-- With all this talk about Buffalo’s trinity of backs, it’s easy to forget about Xavier Omon. While Marshawn Lynch, Fred Jackson and Dominic Rhodes figure to lead a triple-headed rushing attack, Omon was the lone offensive stud for Buffalo against Tennessee last weekend.
Omon rushed for 36 yards on 11 carries against a brutal Titans defense. He was the only back to find a sliver of running room all night. A big key for Omon was dropping 11 pounds since the end of last season. He showed up to camp in great shape and it’s showing.
Head coach Dick Jauron saw the dividends in Canton, Ohio.
"I thought Xavier played well. Xavier, to me, ran tonight like he has been running all year, in our OTA's and in our preseason," said Jauron after the game. "He ran well, he found the holes, he stayed low, he showed power, he moved some people, he had made some people miss. I was really pleased with Xavier Omon tonight."
Omon missed Buffalo’s practice Wednesday with an ankle injury, though it appears the injury is minor. He's on the bubble, of course. With the Bills' loaded backfield, it'll be difficult for the scat back to crack the roster. Saturday was a quiet, productive start."
--Team owner Ralph Wilson, who founded the Bills in 1959, and Bruce Smith, the Bills all-time sack leader who played 15 seasons for them, became the eighth and ninth members of the team to be inducted into the Pro Football Hall of Fame last Saturday.

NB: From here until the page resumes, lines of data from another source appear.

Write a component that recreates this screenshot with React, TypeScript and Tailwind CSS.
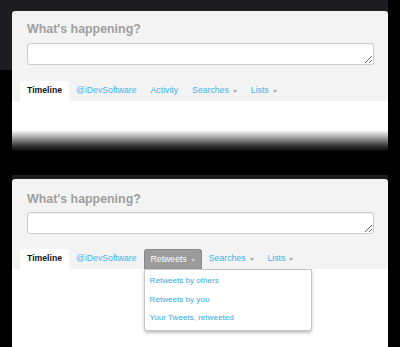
import React from "react";

type Tab = {
  label: string;
  caret?: boolean;
  active?: boolean;
  open?: boolean;
};

const firstTabs: Tab[] = [
  { label: "Timeline", active: true },
  { label: "@iDevSoftware" },
  { label: "Activity" },
  { label: "Searches", caret: true },
  { label: "Lists", caret: true },
];

const secondTabs: Tab[] = [
  { label: "Timeline", active: true },
  { label: "@iDevSoftware" },
  { label: "Retweets", caret: true, open: true },
  { label: "Searches", caret: true },
  { label: "Lists", caret: true },
];

const retweetItems = ["Retweets by others", "Retweets by you", "Your Tweets, retweeted"];

function Caret({ light }: { light?: boolean }) {
  return (
    <span
      className={`ml-[4px] mt-[1px] inline-block h-0 w-0 border-x-[2.5px] border-t-[3px] border-x-transparent ${
        light ? "border-t-[#c8c8c8]" : "border-t-[#ababab]"
      }`}
    />
  );
}

function TabItem({ tab }: { tab: Tab }) {
  if (tab.active) {
    return (
      <div className="flex h-[20px] items-center rounded-t-[3px] bg-white px-[7px] text-[8.7px] font-bold text-[#141414]">
        {tab.label}
      </div>
    );
  }
  if (tab.open) {
    return (
      <div className="relative">
        <div className="flex h-[20px] items-center rounded-t-[3px] border border-b-0 border-[#8a8a8a] bg-[#9b9b9b] px-[6px] text-[8.7px] text-white">
          {tab.label}
          {tab.caret && <Caret light />}
        </div>
        {/* dropdown menu */}
        <div className="absolute left-0 top-full z-10 w-[168px] rounded-b-[3px] border border-[#c6c6c6] bg-white py-[2px] shadow-[0_2px_3px_rgba(0,0,0,0.25)]">
          {retweetItems.map((item) => (
            <div key={item} className="whitespace-nowrap px-[5px] text-[8.1px] leading-[18.6px] text-[#35ace4]">
              {item}
            </div>
          ))}
        </div>
      </div>
    );
  }
  return (
    <div className="flex h-[20px] items-center px-[7px] text-[8.7px] text-[#3db4ea]">
      {tab.label}
      {tab.caret && <Caret />}
    </div>
  );
}

function ComposeHeader({ tabs, second }: { tabs: Tab[]; second?: boolean }) {
  return (
    <div className={`rounded-t-[3px] bg-[#f3f3f3] ${second ? "pt-[13px]" : "pt-[11px]"}`}>
      <div className="px-[15px]">
        <div className="text-[12.4px] font-bold leading-[15px] text-[#9f9f9f]">What's happening?</div>
        <textarea
          className={`block h-[22px] w-[347px] rounded-[3px] border border-[#cccccc] bg-white shadow-[inset_0_1px_1px_rgba(0,0,0,0.06)] outline-none ${
            second ? "mt-[5px]" : "mt-[6px]"
          }`}
          defaultValue=""
        />
      </div>
      <div className={`flex pl-[8px] ${second ? "mt-[15px]" : "mt-[16px]"}`}>
        {tabs.map((t) => (
          <TabItem key={t.label} tab={t} />
        ))}
      </div>
    </div>
  );
}

export default function App() {
  return (
    <div className="h-[347px] w-[400px] overflow-hidden bg-black font-['Liberation_Sans',Arial,sans-serif]">
      {/* first capture, fades out */}
      <div className="w-[388px] bg-[linear-gradient(to_bottom,#1d1d21_70px,#000_70px)] pl-[12px] pt-[11px]">
        <div className="w-[376px]">
          <ComposeHeader tabs={firstTabs} />
          <div className="h-[29px] bg-white" />
          <div className="h-[22px] bg-[linear-gradient(to_bottom,#ffffff,#b0b0b0_30%,#3a3a3a_70%,#000)]" />
        </div>
      </div>

      {/* second capture */}
      <div className="ml-[12px] mt-[23px] h-[4px] w-[376px] bg-[#1d1d1f]" />
      <div className="ml-[12px] w-[376px]">
        <ComposeHeader tabs={secondTabs} second />
        <div className="h-[90px] bg-white" />
      </div>
    </div>
  );
}
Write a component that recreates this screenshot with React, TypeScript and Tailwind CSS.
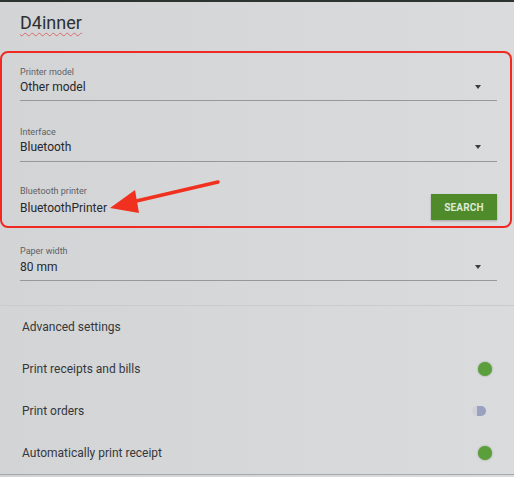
import React from "react";

function Caret() {
  return (
    <span className="mr-[16px] h-0 w-0 border-l-[3.5px] border-r-[3.5px] border-t-[4px] border-l-transparent border-r-transparent border-t-[#3a3c3f]" />
  );
}

function Field({ label, value, cls }: { label: string; value: string; cls: string }) {
  return (
    <div className={"flex flex-col border-b border-[#96989a] " + cls}>
      <div className="h-[12px] text-[9px] leading-[12px] text-[#5e6165]">{label}</div>
      <div className="mt-[1px] flex h-[16px] items-center justify-between">
        <span className="text-[12px] leading-[16px] text-[#26282b]">{value}</span>
        <Caret />
      </div>
    </div>
  );
}

function Toggle({ on }: { on: boolean }) {
  if (on) {
    return (
      <div className="relative h-[14px] w-[24px]">
        <div className="absolute right-0 top-0 h-[14px] w-[14px] rounded-full bg-[#5b9f3c] shadow-[0_0_2px_rgba(60,110,40,0.6)]" />
      </div>
    );
  }
  return (
    <div className="relative h-[14px] w-[24px]">
      <div className="absolute right-[6px] top-[2px] h-[10px] w-[14px] rounded-full bg-[#d0d2d8]" />
      <div className="absolute right-[6px] top-[2px] h-[10px] w-[9px] rounded-l-[2px] rounded-r-full bg-[#98a1bf]" />
    </div>
  );
}

function Row({ text, toggle }: { text: string; toggle?: boolean }) {
  return (
    <div className="flex h-[42px] items-center justify-between pl-[22px] pr-[22px]">
      <span className="text-[12px] leading-[16px] text-[#34373b]">{text}</span>
      {toggle !== undefined && <Toggle on={toggle} />}
    </div>
  );
}

export default function App() {
  return (
    <div className="relative h-[477px] w-[514px] overflow-hidden bg-gradient-to-r from-[#d3d4d6] to-[#dadbdd] font-['Roboto',sans-serif]">
      <div className="h-[2px] bg-[#2c3430]" />
      <div className="h-[49px] pl-[20px] pt-[9px]">
        <span className="text-[18px] leading-[24px] text-[#2d3033] underline decoration-[#d66a6a] decoration-wavy decoration-[1px] underline-offset-[3px]">
          D4inner
        </span>
      </div>

      <div className="flex w-[512px] flex-col rounded-[8px] border-2 border-[#f02a22] pb-[6px] pl-[18px] pr-[13px] pt-[13px]">
        <Field label="Printer model" value="Other model" cls="pb-[5px]" />
        <Field label="Interface" value="Bluetooth" cls="mt-[25px] pb-[6px]" />
        <div className="mt-[23px] flex items-start justify-between">
          <div className="flex flex-col">
            <div className="h-[12px] text-[9px] leading-[12px] text-[#5e6165]">Bluetooth printer</div>
            <div className="mt-[3px] h-[16px] text-[12px] leading-[16px] text-[#26282b]">BluetoothPrinter</div>
          </div>
          <button className="mt-[9px] flex h-[26px] w-[66px] items-center justify-center bg-[#4f8b2b] text-[10px] font-bold tracking-[0.2px] text-[#dfead6] shadow-[0_1px_2px_rgba(0,0,0,0.25)]">
            SEARCH
          </button>
        </div>
      </div>

      <div className="pl-[20px] pr-[17px] pt-[17px]">
        <div className="flex flex-col border-b border-[#96989a] pb-[5px]">
          <div className="h-[12px] text-[9px] leading-[12px] text-[#5e6165]">Paper width</div>
          <div className="mt-[2px] flex h-[16px] items-center justify-between">
            <span className="text-[12px] leading-[16px] text-[#26282b]">80 mm</span>
            <Caret />
          </div>
        </div>
      </div>

      <div className="mt-[24px] h-[1px] bg-[#cacbcd]" />

      <Row text="Advanced settings" />
      <Row text="Print receipts and bills" toggle={true} />
      <Row text="Print orders" toggle={false} />
      <Row text="Automatically print receipt" toggle={true} />
      <div className="h-[1px] bg-[#a7a8aa]" />

      <svg className="absolute left-0 top-0" width="514" height="477" viewBox="0 0 514 477">
        <line x1="218" y1="182" x2="132" y2="202" stroke="#f1311f" strokeWidth="3.5" strokeLinecap="round" />
        <polygon points="110,208 135,190 139,213" fill="#f1311f" />
      </svg>
    </div>
  );
}
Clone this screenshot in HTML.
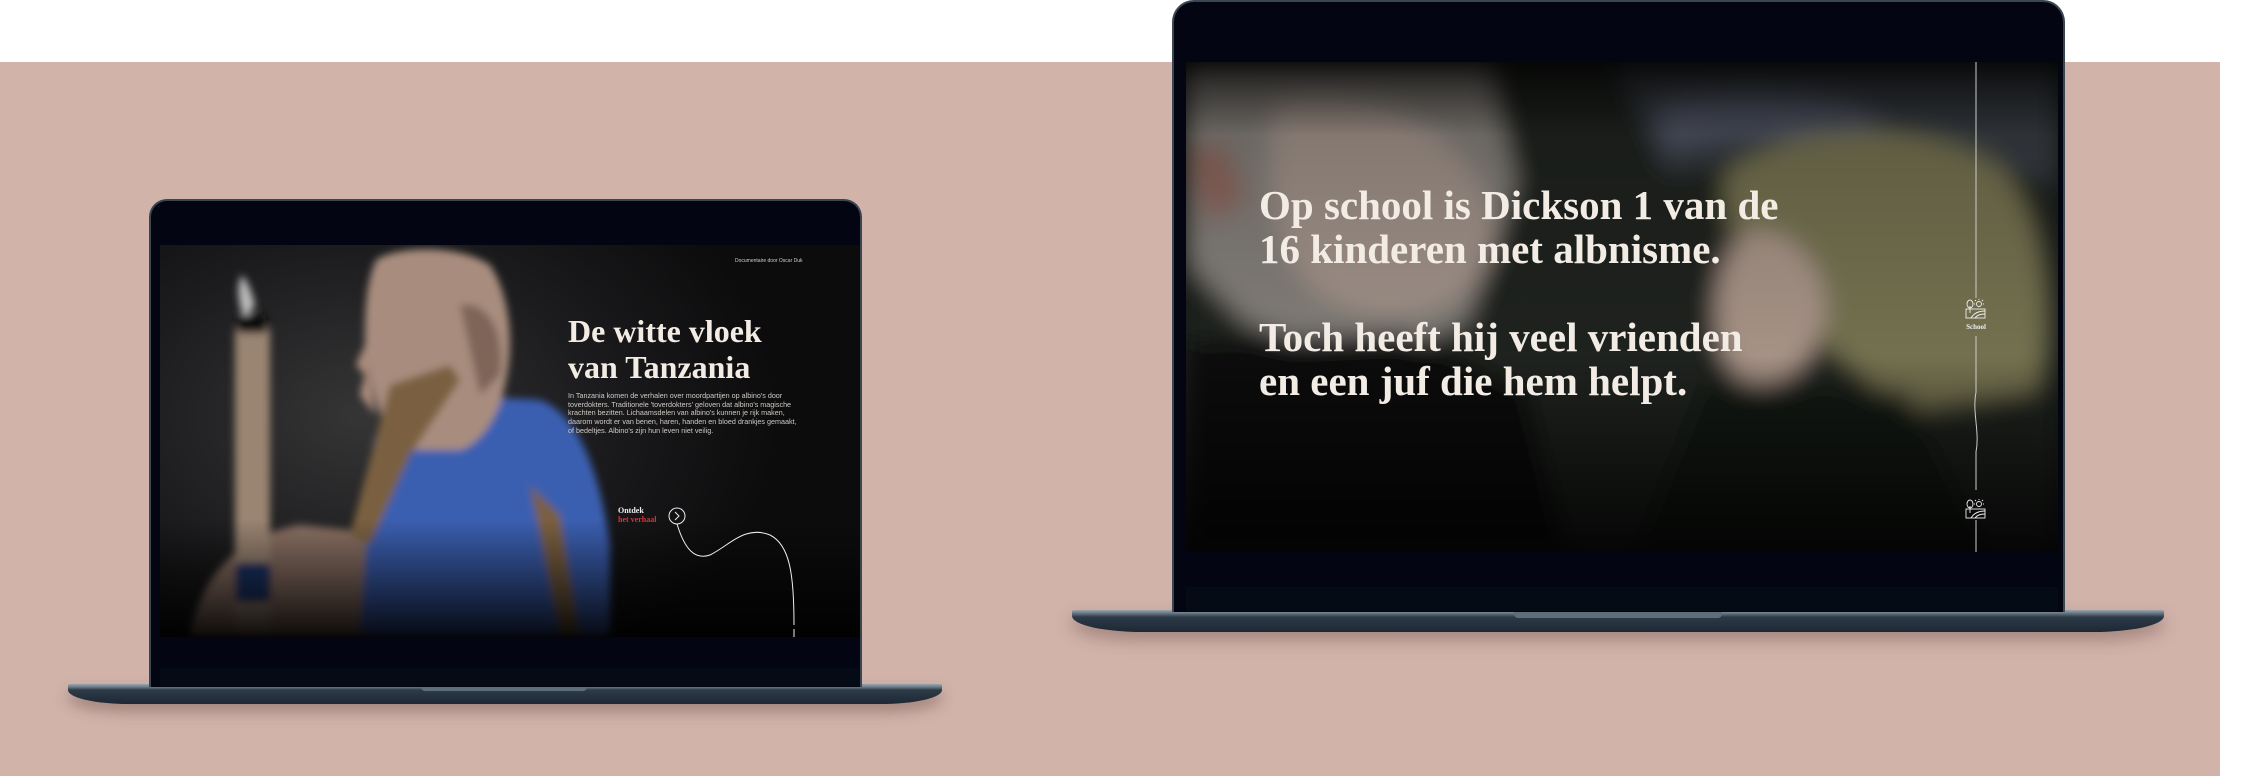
<!DOCTYPE html>
<html><head><meta charset="utf-8"><style>
*{margin:0;padding:0;box-sizing:border-box}
body{width:2254px;height:776px;background:#fff;position:relative;overflow:hidden;font-family:"Liberation Sans",sans-serif}
.abs{position:absolute}
.serif{font-family:"Liberation Serif",serif;font-weight:bold;color:#f3ece4}
</style></head><body>
<div class="abs" style="left:0;top:62px;width:2220px;height:714px;background:#d1b3aa"></div>

<!-- LEFT LAPTOP -->
<div class="abs" style="left:68px;top:684px;width:874px;height:20px;border-radius:2px 2px 60px 60px/2px 2px 14px 14px;background:linear-gradient(#9aa6b0 0,#6c7a86 3px,#2d3a47 6px,#1d2834 100%);box-shadow:0 8px 14px rgba(80,50,45,.35)"></div>
<div class="abs" style="left:421px;top:686px;width:166px;height:5px;background:#5e6d7a;border-radius:0 0 4px 4px"></div>
<div class="abs" style="left:149px;top:199px;width:713px;height:488px;background:#030612;border-radius:18px 18px 0 0;border:2px solid #3a4651;border-bottom:none"></div>
<div class="abs" style="left:160px;top:668px;width:700px;height:18px;background:#050b14"></div>
<div class="abs" style="left:160px;top:245px;width:700px;height:392px;overflow:hidden;background:radial-gradient(ellipse 420px 300px at 200px 170px,#353536,#1a1a1c 60%,#0c0c0d)">
 <svg width="700" height="392" style="position:absolute;left:0;top:0">
  <defs><filter id="b"><feGaussianBlur stdDeviation="4"/></filter>
  <linearGradient id="fade" x1="0" y1="0" x2="0" y2="1"><stop offset=".7" stop-color="#000" stop-opacity="0"/><stop offset="1" stop-color="#000" stop-opacity=".9"/></linearGradient></defs>
  <g filter="url(#b)">
   <path d="M30 392 C40 330 80 290 140 280 L240 290 L250 392Z" fill="#8a6f63"/>
   <path d="M213 200 C220 170 250 150 290 150 L380 155 C420 170 440 230 450 300 L450 392 L200 392Z" fill="#3a5fb0"/>
   <path d="M216 15 C240 0 300 0 330 20 C350 50 355 100 345 140 C340 170 320 200 300 205 L250 205 C225 190 215 160 210 130 L205 100 C205 70 205 40 216 15Z" fill="#a88d7e"/>
   <path d="M205 100 L196 120 L205 130 L200 150 L215 170Z" fill="#b0907f"/>
   <path d="M300 60 C330 55 345 90 340 130 L320 150Z" fill="#7e6558"/>
   <rect x="75" y="82" width="35" height="305" rx="4" fill="#9a8472"/>
   <path d="M82 30 C76 40 78 60 85 75 L95 60 C92 50 90 40 82 30Z" fill="#bbb"/>
   <rect x="78" y="70" width="28" height="18" fill="#111"/>
   <path d="M230 140 L290 120 L300 135 L250 210 L210 300 L190 290Z" fill="#7a6040"/>
   <path d="M370 240 L400 270 L420 392 L400 392Z" fill="#7a6040"/>
   <rect x="75" y="318" width="36" height="40" rx="6" fill="#1e3668"/>
  </g>
  <rect width="700" height="392" fill="url(#fade)"/>
 </svg>
 <div class="abs" style="left:575px;top:13px;font-size:5px;color:#cfcfcf">Documentaire door Oscar Duk</div>
 <div class="abs serif" style="left:408px;top:68px;font-size:32px;line-height:36px;white-space:nowrap">De witte vloek<br>van Tanzania</div>
 <div class="abs" style="left:408px;top:147px;width:232px;font-size:7.2px;line-height:8.7px;color:#cfcac4">In Tanzania komen de verhalen over moordpartijen op albino's door toverdokters. Traditionele 'toverdokters' geloven dat albino's magische krachten bezitten. Lichaamsdelen van albino's kunnen je rijk maken, daarom wordt er van benen, haren, handen en bloed drankjes gemaakt, of bedeltjes. Albino's zijn hun leven niet veilig.</div>
 <div class="abs" style="left:458px;top:261px;font-family:'Liberation Serif',serif;font-weight:bold;font-size:8px;line-height:9px;color:#eee">Ontdek<br><span style="color:#d8323a">het verhaal</span></div>
 <svg class="abs" style="left:0;top:0" width="700" height="392">
  <circle cx="517" cy="271" r="8" fill="none" stroke="#eee" stroke-width="1"/>
  <path d="M515 267 L519 271 L515 275" fill="none" stroke="#eee" stroke-width="1"/>
  <path d="M517 279 C525 305 535 315 550 310 C570 300 585 280 610 290 C630 300 634 330 634 380" fill="none" stroke="#eee" stroke-width="1"/>
  <line x1="634" y1="384" x2="634" y2="392" stroke="#eee" stroke-width="1"/>
 </svg>
</div>

<!-- RIGHT LAPTOP -->
<div class="abs" style="left:1072px;top:610px;width:1092px;height:22px;border-radius:2px 2px 70px 70px/2px 2px 16px 16px;background:linear-gradient(#9aa6b0 0,#6c7a86 3px,#2d3a47 7px,#1d2834 100%);box-shadow:0 8px 16px rgba(80,50,45,.35)"></div>
<div class="abs" style="left:1514px;top:612px;width:208px;height:6px;background:#5e6d7a;border-radius:0 0 4px 4px"></div>
<div class="abs" style="left:1172px;top:0;width:893px;height:612px;background:#030612;border-radius:22px 22px 0 0;border:2px solid #3a4651;border-bottom:none"></div>
<div class="abs" style="left:1186px;top:587px;width:872px;height:24px;background:#050b14"></div>
<div class="abs" style="left:1186px;top:62px;width:872px;height:490px;overflow:hidden;background:#1a1c1a">
 <svg width="872" height="490" style="position:absolute;left:0;top:0">
  <defs><filter id="b2"><feGaussianBlur stdDeviation="12"/></filter>
  <linearGradient id="f2" x1="0" y1="0" x2="0" y2="1"><stop offset="0" stop-color="#000" stop-opacity=".8"/><stop offset=".15" stop-color="#000" stop-opacity=".25"/><stop offset=".6" stop-color="#000" stop-opacity=".1"/><stop offset="1" stop-color="#000" stop-opacity=".85"/></linearGradient></defs>
  <g filter="url(#b2)">
   <rect width="872" height="490" fill="#222624"/>
   <path d="M430 0 L872 0 L872 120 L680 80 L480 110Z" fill="#3e424a"/>
   <path d="M470 40 C560 20 660 30 700 60 L650 90 C600 70 530 70 480 90Z" fill="#5a5f70"/>
   <path d="M0 0 L300 0 L330 120 L280 260 L180 300 L60 260 L0 200Z" fill="#8f8a84"/>
   <path d="M0 90 L40 80 L60 140 L20 160Z" fill="#9a6f65"/>
   <path d="M90 40 C180 20 280 60 310 160 C310 230 250 260 180 250 C110 240 70 170 90 40Z" fill="#b0a096"/>
   <path d="M0 280 L220 270 L340 330 L380 490 L0 490Z" fill="#0d0f0d"/>
   <path d="M540 110 C620 50 760 60 820 110 C860 170 870 260 850 330 L720 350 L600 250 C560 200 530 150 540 110Z" fill="#807d58"/>
   <path d="M560 170 C600 160 640 200 640 250 C630 300 600 330 560 320 C520 300 520 200 560 170Z" fill="#b8a294"/>
   <path d="M520 320 L720 330 L800 490 L450 490Z" fill="#181a19"/>
  </g>
  <rect width="872" height="490" fill="url(#f2)"/>
 </svg>
 <div class="abs serif" style="left:73px;top:121px;font-size:41px;line-height:44px;white-space:nowrap">Op school is Dickson 1 van de<br>16 kinderen met albnisme.<br><br>Toch heeft hij veel vrienden<br>en een juf die hem helpt.</div>
 <svg class="abs" style="left:0;top:0" width="872" height="490">
  <line x1="790" y1="0" x2="790" y2="236" stroke="#ccc" stroke-width="1"/>
  <path d="M790 274 L790 330 C786 350 794 370 790 390 L790 428" fill="none" stroke="#ccc" stroke-width="1"/>
  <line x1="790" y1="458" x2="790" y2="490" stroke="#ccc" stroke-width="1"/>
  <g fill="none" stroke="#eee" stroke-width=".9">
   <g transform="translate(780,238)"><ellipse cx="4" cy="4" rx="3" ry="4"/><line x1="4" y1="6" x2="4" y2="13"/><circle cx="13" cy="4" r="2.5"/><path d="M13 0v-1M17 4h1M9 4h-1M16 1l1-1M10 1l-1-1"/><rect x="0" y="9" width="19" height="9"/><path d="M5 18 C8 13 13 11 19 11 M9 18 C11 15 15 14 19 14"/></g>
   <g transform="translate(780,438)"><ellipse cx="4" cy="4" rx="3" ry="4"/><line x1="4" y1="6" x2="4" y2="13"/><circle cx="13" cy="4" r="2.5"/><path d="M13 0v-1M17 4h1M9 4h-1M16 1l1-1M10 1l-1-1"/><rect x="0" y="9" width="19" height="9"/><path d="M5 18 C8 13 13 11 19 11 M9 18 C11 15 15 14 19 14"/></g>
  </g>
 </svg>
 <div class="abs" style="left:777px;top:261px;width:26px;text-align:center;font-family:'Liberation Serif',serif;font-weight:bold;font-size:7px;color:#eee">School</div>
</div>
</body></html>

Wilson, 90, was a pioneer member of the American Football League that would merge with the NFL and grow the game to what it is today.
"I'm proud of being a part of football for 50 years," he said. "I've had a lot of fun, met a lot of great people. I've just had a lot of fun. It's not a good investment, you know, but if you're having fun -- winning or losing -- I think it's all worth it."
Smith played 19 NFL seasons in all, enduring 11 knee surgeries on way to a league-record 200 sacks. His proudest achievement?
"The relationships I've built over the years," said Smith, 46, a real estate developer in Virginia Beach. "I can depend on every one of these guys I played with at the drop of dime. We are family. And now to be welcomed into a fraternity like no other, well ... it's better than any frat house or organization you can belong to. This is the elite of the elite. What a privilege to belong to the Pro Football Hall of Fame."
--With two weeks of training camp behind them and a long offseason of lining up against the same faces, the Bills were anxious to kick off the exhibition schedule Sunday against Tennessee. Tempers were flaring earlier in the week with some pushing and shoving matches.
"It's about that time of camp where everybody's hormones are a little off whack. The heat starts to bear down on you ... It is just what happens," said offensive tackle Langston Walker who mixed it up with linebacker Alvin Bowen. "It sort of breaks the monotony and the groundhog day of camp. I am sure there are no hard feelings as soon as we step off the field. Nothing comes of it."
--Quarterback Trent Edwards is becoming polished answering questions on how he intends to avoid problems volatile wideout Terrell Owens.
"You avoid that by winning," Edwards said. "I think that's a matter of winning football games and that solves everything, regardless of who it is -- a quarterback, wide receiver, offensive lineman. You handle the situation maturely, that's the bottom line."
--Buffalo's defensive linemen, who had a horrible time getting to the quarterback last season, especially with Pro Bowler Aaron Schobel injured, have been working diligently on learning new block-shedding techniques under new coach Bob Sanders.
A martial arts expert, Joe Kim, who teaches linemen effective use of their hands, was also brought in to help.
"Different coaches have brought in martial arts guys but I think Joe's got the most complete program," veteran Ryan Denney said. "None of us are Tae Kwon Do masters, so it's new to us. You have to incorporate it while you're moving your feet and trying to rush the passer. He's been really good for us."
--Cornerback Reggie Corner was perhaps more excited about going to Canton, Ohio for Hall of Fame ceremonies than owner Ralph Wilson, who was being inducted.
Corner is from Canton and played his high school ball at Fawcett Stadium for Canton McKinley High, site of the induction ceremony and the Hall of Fame game where the Bills were set to take on Tennessee. "I'm just blessed I get an opportunity to walk in that locker room again, it's going to be fun," Corner said.
QUOTE TO NOTE: "Luck prevails. In closing in on 91, I still feel that I have youth on my side. And I want to thank all of you very much for this honor." -- Team owner Ralph Wilson, commenting on his induction speech into the Pro Football Hall of Fame.